O’Sullivan began taking yoga classes at Pittsburgh’s Himalayan Institute in 2000. Early one Saturday morning I met her (and her daughters) near the center to record the tone. O’Sullivan asked the director of the institute, Kate Kill, to help pull a group of yoga students together to participate. Kill also agreed to lead the group in the tone.
It’s said (in Wikipedia) that the Aum/Om syllable consists “of three phonemes, a, u and m, variously symbolizing the Three Vedas …or the three stages of life ( birth, life and death ).” So it was quite perfect that the people who showed up to make the tone were of different genders and ages and that there were also two pregnant women in attendance. In this lovely tone, you’ll hear Kate Kill leading a range of voices singing “Om.” If you listen carefully, you’ll also hear the sound of breathing and the earnest and spontaneous Om of a child who wholeheartedly participated in the recording process. Here’s Carol’s Om Tone.
Why did O’Sullivan want to share this particular sound with others? “I thought the Om would be a unique sound–one that you didn’t have in the project.
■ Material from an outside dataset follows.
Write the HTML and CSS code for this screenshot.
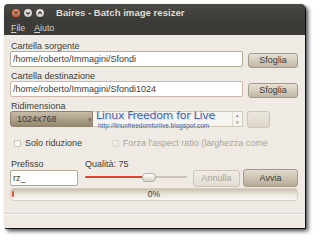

It’s also a sound that women make in a group, and that’s kind of calming. If you think of the sound of people yelling excitedly at sporting events, this is a group-human sound that has a quite different effect–you have these variations of tone, and that creates a sort of music.”
Thanks for your contribution, Carol O’Sullivan, Kate Kill and Himalayan Institute students, friends and families!